El lenguaje del afroconveniente es solemne y cargado de palabras mayores, pero pobre en hechos. Invoca la memoria, aunque no construye futuro. Repite consignas aprendidas en talleres, no saberes nacidos de la experiencia colectiva, del roce con el populacho, pues confunde liderazgo con visibilidad. Cree que tener micrófono equivale a tener respaldo. Habla en nombre de muchos sin haber escuchado a casi nadie.
Su relación con el Estado es íntima y pragmática. Denuncia al sistema mientras negocia con él. Se declara incómodo, pero siempre está bien acomodado. Cuando le piden cuentas, responde con acusaciones. Convierte cualquier crítica en prueba de persecución. Como dicen los gringos, “saca la carta negra” (the black card). No acepta su mediocridad o corrupción, pero sí argumenta que “me están atacando por ser negro”.

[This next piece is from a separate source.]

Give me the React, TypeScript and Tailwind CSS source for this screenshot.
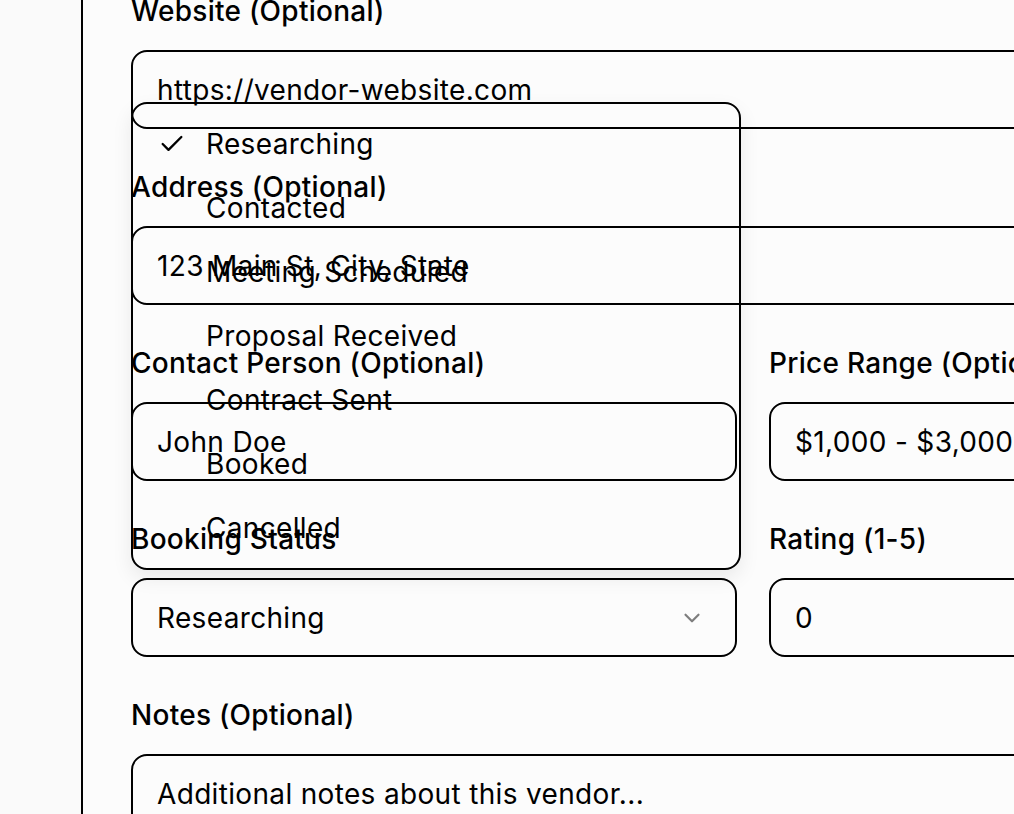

El afroconveniente no rinde informes, rinde discursos. No muestra resultados, muestra agravios. Así prolonga su papel y posterga cualquier evaluación. La comunidad aparece en su relato como telón de fondo, nunca como sujeto activo. Es una presencia abstracta que legitima, pero no decide. Habla mucho de inclusión y poco de participación.
Su indignación es puntual y selectiva. Se enciende donde hay visibilidad y se apaga donde hay trabajo silencioso. No acompaña procesos largos, sólo causas rentables. Suele confundir reivindicación con privilegio. Exige trato preferencial en nombre de la historia, pero reproduce exclusiones en el presente.
En los espacios donde manda, imita los mismos vicios que dice combatir: clientelismo con otros nombres, lealtades compradas con retórica y silencios negociados. Sabe que la afroconveniencia no transforma estructuras, las decora. Cambia el lenguaje, no las prácticas. Renueva consignas, no relaciones de poder.

Mientras tanto, las luchas reales, las de los verdaderos líderes, quedan desgastadas. Cada impostura del afroconveniente debilita una causa legítima. Cada vocero falso empuja al escepticismo. En consecuencia, los liderazgos auténticos pagan el precio: son confundidos, ignorados o desplazados por quienes saben moverse mejor en oficinas que en barrios.
En resumen: siempre que se dice que uno de los rasgos más negativos de la sociedad colombiana es el oportunismo, ténganlo por seguro que el afroconveniente carga con buena parte de esa mala fama.